SEATTLE — Eager customers lined up before dawn Tuesday as Washington became the second U.S. state to allow the sale of marijuana for recreational use, although shortages and high prices were likely to accompany any euphoria.
Store employees clapped and cheered at Top Shelf Cannabis in the northern city of Bellingham as its first buds were sold to a 29-year-old from Kansas, Cale Holdsworth.
“I’m happy to be a part of history,” said Holdsworth, who was on vacation visiting family and took his place at the front of the line at about 4 a.m.
Shops started to open a day after 25 outlets were issued licenses under a heavily regulated and taxed system approved by voters in November 2012.
The nation, and the federal government, will be watching Washington’s rollout as a broader trend of liberalization and pro-pot activism takes hold in the United States.
While Colorado has been raking in millions of dollars a month in taxes since rolling out regulated retail sales in January, Washington has charted a glacial path to market. State regulators are still processing more than 300 license applications.
More than 100 people were outside Top Shelf Cannabis, in an industrial office park, when doors opened at 8 a.m.
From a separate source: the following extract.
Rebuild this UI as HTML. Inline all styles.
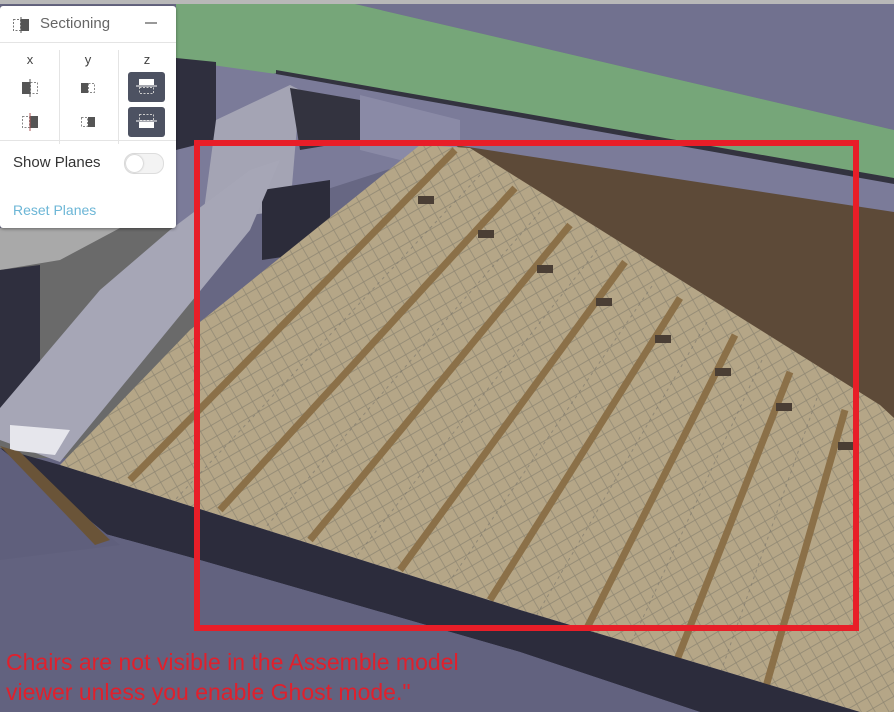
<!DOCTYPE html>
<html><head><meta charset="utf-8"><style>
html,body{margin:0;padding:0;width:894px;height:712px;overflow:hidden;background:#676783}
svg{position:absolute;left:0;top:0}
.panel{position:absolute;left:0;top:6px;width:176px;height:222px;background:#fff;border-radius:3px;box-shadow:0 1px 3px rgba(0,0,0,.4);font-family:"Liberation Sans",sans-serif}
.hd{position:absolute;left:40px;top:9px;font-size:15px;color:#666}
.min{position:absolute;left:145px;top:16px;width:12px;height:2px;background:#999}
.hl{position:absolute;left:0;width:176px;height:1px;background:#e4e4e4}
.vl{position:absolute;top:44px;height:94px;width:1px;background:#e4e4e4}
.lab{position:absolute;top:46px;font-size:13px;color:#444;width:20px;text-align:center}
.zb{position:absolute;left:128px;width:37px;height:30px;background:#4d5262;border-radius:3px}
.sp{position:absolute;left:13px;top:148px;font-size:15px;color:#333}
.tg{position:absolute;left:124px;top:147px;width:38px;height:19px;border:1px solid #ddd;border-radius:10px;background:#f3f3f3}
.tg:after{content:"";position:absolute;left:1px;top:1px;width:17px;height:17px;border-radius:50%;background:#fff;box-shadow:0 0 2px #aaa}
.rp{position:absolute;left:13px;top:196px;font-size:14px;color:#6cb6d6}
.txt{position:absolute;left:6px;font-family:"Liberation Sans",sans-serif;font-size:23px;color:#e0202c;white-space:nowrap}
</style></head><body>
<svg width="894" height="712" viewBox="0 0 894 712">
<defs>
<pattern id="ch" width="12" height="12" patternUnits="userSpaceOnUse" patternTransform="rotate(-30)">
<path d="M0 6h12M6 0v12" stroke="#6d6a60" stroke-width="0.7" opacity="0.55"/>
</pattern>
</defs>
<rect x="0" y="0" width="894" height="4" fill="#b8b8b8"/>
<polygon points="355,4 894,4 894,130" fill="#71718f"/>
<polygon points="176,4 355,4 894,130 894,182 276,73 210,92 176,100" fill="#76a679"/>
<polygon points="276,70 894,178 894,186 276,78" fill="#33333f"/>
<polygon points="176,60 276,74 894,184 894,214 455,148 200,230 176,230" fill="#7b7b99"/>
<polygon points="176,58 216,62 216,140 176,150" fill="#2f2f3e"/>
<polygon points="216,120 290,85 300,90 290,210 250,215 200,240" fill="#a4a4b4"/>
<polygon points="290,88 360,100 360,140 300,150" fill="#33333f"/>
<polygon points="360,95 460,120 460,148 400,160 360,150" fill="#8a8aa6"/>
<polygon points="262,190 330,180 330,250 262,260" fill="#2c2c3a"/>
<rect x="0" y="228" width="200" height="230" fill="#6a6a6a"/>
<polygon points="0,228 120,228 60,260 0,270" fill="#a9a9a9"/>
<polygon points="0,270 40,265 40,420 0,430" fill="#2f2f3e"/>
<polygon points="0,408 0,440 60,462 250,230 280,160 250,170 170,230 100,290" fill="#a6a6b6"/>
<polygon points="10,425 70,430 55,455 10,450" fill="#e6e6ec"/>
<polygon points="455,145 894,212 894,440 850,420" fill="#5d4a38"/>
<polygon points="420,145 470,148 880,405 894,418 894,712 860,712 520,610 60,465 190,330" fill="#b5a687"/>
<polygon points="420,145 470,148 880,405 894,418 894,712 860,712 520,610 60,465 190,330" fill="url(#ch)"/>
<g stroke="#8b7048" stroke-width="7" fill="none">
<line x1="455" y1="150" x2="130" y2="480"/>
<line x1="515" y1="188" x2="220" y2="510"/>
<line x1="570" y1="225" x2="310" y2="540"/>
<line x1="625" y1="262" x2="400" y2="570"/>
<line x1="680" y1="298" x2="490" y2="600"/>
<line x1="735" y1="335" x2="585" y2="632"/>
<line x1="790" y1="372" x2="675" y2="665"/>
<line x1="845" y1="410" x2="765" y2="690"/>
</g>
<g stroke="#77736a" stroke-width="1" fill="none" opacity="0.6" stroke-dasharray="3 4">
<line x1="480" y1="175" x2="175" y2="500"/>
<line x1="540" y1="212" x2="265" y2="528"/>
<line x1="597" y1="250" x2="355" y2="558"/>
<line x1="652" y1="286" x2="445" y2="588"/>
<line x1="707" y1="322" x2="535" y2="618"/>
<line x1="762" y1="360" x2="628" y2="650"/>
<line x1="817" y1="398" x2="718" y2="680"/>
</g>
<g fill="#4a3e34">
<rect x="418" y="196" width="16" height="8"/>
<rect x="478" y="230" width="16" height="8"/>
<rect x="537" y="265" width="16" height="8"/>
<rect x="596" y="298" width="16" height="8"/>
<rect x="655" y="335" width="16" height="8"/>
<rect x="715" y="368" width="16" height="8"/>
<rect x="776" y="403" width="16" height="8"/>
<rect x="838" y="442" width="16" height="8"/>
</g>
<polygon points="0,448 60,465 520,610 860,712 700,712 520,652 200,560 0,505" fill="#2c2c3c"/>
<polygon points="0,505 200,560 520,652 700,712 0,712" fill="#62627f"/>
<polygon points="0,448 40,480 120,545 0,560" fill="#5f5f7c"/>
<polygon points="0,446 20,452 110,540 95,545" fill="#6a5438"/>
<rect x="197" y="143" width="659" height="485" fill="none" stroke="#e81e28" stroke-width="6"/>
</svg>
<div class="panel">
<svg width="20" height="18" style="left:12px;top:10px" viewBox="0 0 20 18"><rect x="1.5" y="3.5" width="7" height="11" fill="none" stroke="#777" stroke-dasharray="2 1.5"/><rect x="9" y="3" width="8" height="12" fill="#555"/><line x1="9" y1="1" x2="9" y2="17" stroke="#555"/></svg>
<div class="hd">Sectioning</div><div class="min"></div>
<div class="hl" style="top:36px"></div>
<div class="vl" style="left:59px"></div><div class="vl" style="left:118px"></div>
<div class="lab" style="left:20px">x</div><div class="lab" style="left:78px">y</div><div class="lab" style="left:137px">z</div>
<svg width="20" height="18" style="left:21px;top:73px" viewBox="0 0 20 18"><rect x="1" y="3" width="8" height="12" fill="#555"/><rect x="9.5" y="3.5" width="7" height="11" fill="none" stroke="#888" stroke-dasharray="2 1.5"/><line x1="9" y1="0" x2="9" y2="18" stroke="#555"/></svg>
<svg width="20" height="18" style="left:21px;top:107px" viewBox="0 0 20 18"><rect x="1.5" y="3.5" width="7" height="11" fill="none" stroke="#888" stroke-dasharray="2 1.5"/><rect x="9" y="3" width="8" height="12" fill="#555"/><line x1="9" y1="0" x2="9" y2="18" stroke="#a55"/></svg>
<svg width="18" height="16" style="left:80px;top:74px" viewBox="0 0 18 16"><rect x="1" y="3" width="7" height="10" fill="#555"/><rect x="8.5" y="3.5" width="6" height="9" fill="none" stroke="#888" stroke-dasharray="2 1.5"/></svg>
<svg width="18" height="16" style="left:80px;top:108px" viewBox="0 0 18 16"><rect x="1.5" y="3.5" width="6" height="9" fill="none" stroke="#888" stroke-dasharray="2 1.5"/><rect x="8" y="3" width="7" height="10" fill="#555"/></svg>
<div class="zb" style="top:66px"><svg width="37" height="30" viewBox="0 0 37 30"><rect x="11" y="7" width="15" height="6" fill="#fff"/><rect x="11.5" y="15.5" width="14" height="6" fill="none" stroke="#ccc" stroke-dasharray="2 1.5"/><line x1="8" y1="14" x2="29" y2="14" stroke="#fff"/></svg></div>
<div class="zb" style="top:101px"><svg width="37" height="30" viewBox="0 0 37 30"><rect x="11.5" y="7.5" width="14" height="6" fill="none" stroke="#ccc" stroke-dasharray="2 1.5"/><rect x="11" y="15" width="15" height="6" fill="#fff"/><line x1="8" y1="14" x2="29" y2="14" stroke="#fff"/></svg></div>
<div class="hl" style="top:134px"></div>
<div class="sp">Show Planes</div><div class="tg"></div>
<div class="rp">Reset Planes</div>
</div>
<div class="txt" style="top:649px">Chairs are not visible in the Assemble model</div>
<div class="txt" style="top:679px">viewer unless you enable Ghost mode."</div>
</body></html>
A couple of miles away, Bellingham’s second licensed marijuana store, 2020 Solutions, remained closed as staff said a technical issue with the state’s tracking system had prohibited their producer from shipping their pot.
Customers can legally buy up to 1 ounce (28 grams) of marijuana per visit. They also can buy up to 16 ounces of marijuana-infused product in solid form or up to 72 ounces of marijuana-infused product in liquid form.
Popular “edibles,” such as hash brownies, are not expected to be available as no processor has been cleared to operate a cannabis kitchen.